Exercise description: Determine how many lines below hold the string "that". Reply with the number alone.

Records for processing:
● ● ● ● ● ● ●

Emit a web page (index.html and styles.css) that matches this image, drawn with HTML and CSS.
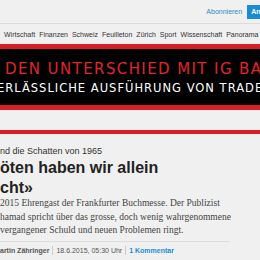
FILE: index.html
```html
<!DOCTYPE html>
<html>
<head>
  <title>NZZ Feuilleton</title>
  <link rel="stylesheet" href="styles.css">
</head>
<body>
  <div class="topbar">
    <a href="#" class="subscribe">Abonnieren</a>
    <button class="login">Anmelden</button>
  </div>

  <nav class="nav">
    <a href="#">Wirtschaft</a>
    <a href="#">Finanzen</a>
    <a href="#">Schweiz</a>
    <a href="#">Feuilleton</a>
    <a href="#">Zürich</a>
    <a href="#">Sport</a>
    <a href="#">Wissenschaft</a>
    <a href="#">Panorama</a>
  </nav>

  <div class="ad">
    <div class="ad-title">DEN UNTERSCHIED MIT IG BANK</div>
    <div class="ad-sub">ERLÄSSLICHE AUSFÜHRUNG VON TRADES</div>
  </div>

  <div class="spacer"></div>

  <div class="article">
    <div class="kicker">nd die Schatten von 1965</div>
    <h1 class="headline">öten haben wir allein<br>cht»</h1>
    <p class="lead">2015 Ehrengast der Frankfurter Buchmesse. Der Publizist<br>hamad spricht über das grosse, doch wenig wahrgenommene<br>vergangener Schuld und neuen Problemen ringt.</p>
    <div class="byline">
      <span class="author">artin Zähringer</span>
      <span class="date">18.6.2015, 05:30 Uhr</span>
      <a href="#" class="comments">1 Kommentar</a>
    </div>
  </div>
</body>
</html>
```

FILE: styles.css
```css
body {
  margin: 0;
  width: 260px;
  height: 260px;
  overflow: hidden;
  background: #f0f0f0;
  font-family: "Liberation Sans", Arial, sans-serif;
  color: #333;
}
a { text-decoration: none; }

.topbar {
  height: 23px;
  border-bottom: 1px solid #dcdcdc;
  display: flex;
  justify-content: flex-end;
  align-items: center;
  gap: 5px;
  overflow: hidden;
}
.subscribe {
  font-size: 7px;
  color: #2a8ccc;
}
.login {
  flex: none;
  margin-right: -29px;
  height: 14px;
  padding: 0 4px;
  border: none;
  background: #1b8cd4;
  color: #fff;
  font-family: inherit;
  font-size: 7px;
  font-weight: bold;
  text-align: left;
}

.nav {
  height: 20px;
  display: flex;
  align-items: center;
  gap: 4px;
  padding-left: 4px;
  white-space: nowrap;
  overflow: hidden;
}
.nav a {
  font-size: 7px;
  color: #333;
}

.ad {
  height: 56px;
  background: #000;
  border-top: 5px solid #d71f27;
  border-bottom: 5px solid #d71f27;
  white-space: nowrap;
  overflow: hidden;
  display: flex;
  flex-direction: column;
  justify-content: center;
  gap: 3px;
  font-family: "DejaVu Sans", sans-serif;
}
.ad-title {
  color: #e0252c;
  font-size: 15px;
  letter-spacing: 1.4px;
  padding-left: 5px;
}
.ad-sub {
  color: #fff;
  font-size: 11.5px;
  letter-spacing: 1px;
  margin-left: -3px;
}

.spacer {
  height: 20px;
  border-bottom: 4px solid #d71f27;
}

.article {
  width: 230px;
  white-space: nowrap;
}
.kicker {
  font-size: 9px;
  color: #333;
  margin-top: 12px;
}
.headline {
  font-size: 16px;
  line-height: 20px;
  font-weight: bold;
  color: #222;
  margin: 2px 0 -1px;
}
.lead {
  font-family: "Liberation Serif", "Times New Roman", serif;
  font-size: 9.5px;
  line-height: 13.5px;
  color: #444;
  margin: 0;
  padding-bottom: 3px;
  border-bottom: 1px solid #dddddd;
}
.byline {
  display: flex;
  align-items: center;
  height: 18px;
  font-size: 7px;
  color: #555;
}
.byline span, .byline a {
  padding: 0 3px;
  border-left: 1px solid #ccc;
  line-height: 9px;
}
.byline .author {
  padding-left: 0;
  border-left: none;
  font-weight: bold;
}
.comments {
  color: #1b8cd4;
  font-weight: bold;
}
```
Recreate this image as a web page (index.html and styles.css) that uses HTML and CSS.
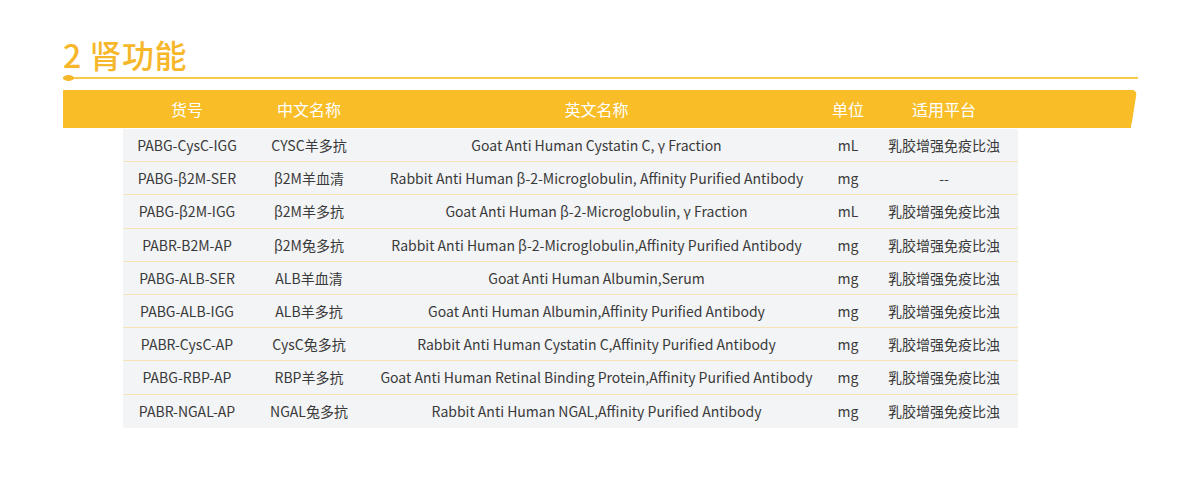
FILE: index.html
```html
<!DOCTYPE html>
<html lang="zh">
<head>
<meta charset="utf-8">
<link rel="stylesheet" href="styles.css">
</head>
<body>
<div class="section">
  <h2 class="title">2 肾功能</h2>
  <div class="rule"><span class="dot"></span></div>
  <div class="thead">
    <div class="cells">
      <div class="c c1">货号</div>
      <div class="c c2">中文名称</div>
      <div class="c c3">英文名称</div>
      <div class="c c4">单位</div>
      <div class="c c5">适用平台</div>
    </div>
  </div>
  <div class="tbody">
    <div class="row"><div class="c c1">PABG-CysC-IGG</div><div class="c c2">CYSC羊多抗</div><div class="c c3">Goat Anti Human Cystatin C, γ Fraction</div><div class="c c4">mL</div><div class="c c5">乳胶增强免疫比浊</div></div>
    <div class="row"><div class="c c1">PABG-β2M-SER</div><div class="c c2">β2M羊血清</div><div class="c c3">Rabbit Anti Human β-2-Microglobulin, Affinity Purified Antibody</div><div class="c c4">mg</div><div class="c c5">--</div></div>
    <div class="row"><div class="c c1">PABG-β2M-IGG</div><div class="c c2">β2M羊多抗</div><div class="c c3">Goat Anti Human β-2-Microglobulin, γ Fraction</div><div class="c c4">mL</div><div class="c c5">乳胶增强免疫比浊</div></div>
    <div class="row"><div class="c c1">PABR-B2M-AP</div><div class="c c2">β2M兔多抗</div><div class="c c3">Rabbit Anti Human β-2-Microglobulin,Affinity Purified Antibody</div><div class="c c4">mg</div><div class="c c5">乳胶增强免疫比浊</div></div>
    <div class="row"><div class="c c1">PABG-ALB-SER</div><div class="c c2">ALB羊血清</div><div class="c c3">Goat Anti Human Albumin,Serum</div><div class="c c4">mg</div><div class="c c5">乳胶增强免疫比浊</div></div>
    <div class="row"><div class="c c1">PABG-ALB-IGG</div><div class="c c2">ALB羊多抗</div><div class="c c3">Goat Anti Human Albumin,Affinity Purified Antibody</div><div class="c c4">mg</div><div class="c c5">乳胶增强免疫比浊</div></div>
    <div class="row"><div class="c c1">PABR-CysC-AP</div><div class="c c2">CysC兔多抗</div><div class="c c3">Rabbit Anti Human Cystatin C,Affinity Purified Antibody</div><div class="c c4">mg</div><div class="c c5">乳胶增强免疫比浊</div></div>
    <div class="row"><div class="c c1">PABG-RBP-AP</div><div class="c c2">RBP羊多抗</div><div class="c c3">Goat Anti Human Retinal Binding Protein,Affinity Purified Antibody</div><div class="c c4">mg</div><div class="c c5">乳胶增强免疫比浊</div></div>
    <div class="row"><div class="c c1">PABR-NGAL-AP</div><div class="c c2">NGAL兔多抗</div><div class="c c3">Rabbit Anti Human NGAL,Affinity Purified Antibody</div><div class="c c4">mg</div><div class="c c5">乳胶增强免疫比浊</div></div>
  </div>
</div>
</body>
</html>
```
FILE: styles.css
```css
html, body {
  margin: 0;
  padding: 0;
  background: #ffffff;
}
body {
  font-family: "Noto Sans CJK SC", "Noto Sans", sans-serif;
  color: #3a3a3a;
}
.section {
  width: 1075px;
  margin-left: 63px;
  padding-top: 34px;
}
.title {
  margin: 0;
  font-size: 32px;
  line-height: 40px;
  font-weight: 500;
  color: #f6b72a;
  letter-spacing: 0.5px;
}
.rule {
  position: relative;
  margin-top: 3px;
  height: 2px;
  background: #f8c94f;
}
.dot {
  position: absolute;
  left: 0;
  top: -2px;
  width: 11px;
  height: 6px;
  border-radius: 50%;
  background: #f6b72a;
}
.thead {
  position: relative;
  margin-top: 11px;
  width: 1068px;
  height: 38px;
  background: #f8bd27;
}
.thead::after {
  content: "";
  position: absolute;
  right: 0;
  top: 0;
  width: 30px;
  height: 38px;
  background: #f8bd27;
  border-radius: 0 5px 5px 0;
  transform: skewX(-9deg);
  transform-origin: bottom right;
}
.cells {
  position: relative;
  z-index: 1;
  display: flex;
  margin-left: 60px;
  height: 38px;
  align-items: center;
  color: #ffffff;
  font-size: 16px;
}
.c {
  text-align: center;
  white-space: nowrap;
}
.c1 { width: 128px; }
.c2 { width: 116px; }
.c3 { width: 459px; }
.c4 { width: 44px; }
.c5 { width: 148px; }
.tbody {
  margin-left: 60px;
  margin-top: 1px;
  width: 895px;
  background: #f3f4f6;
}
.row {
  display: flex;
  align-items: center;
  height: 32.2px;
  font-size: 14px;
  border-bottom: 1px solid #f6e2b6;
}
.row:last-child {
  border-bottom: 1px solid #f3f4f6;
}
```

● ● ● ● ● ● ●

The result: 2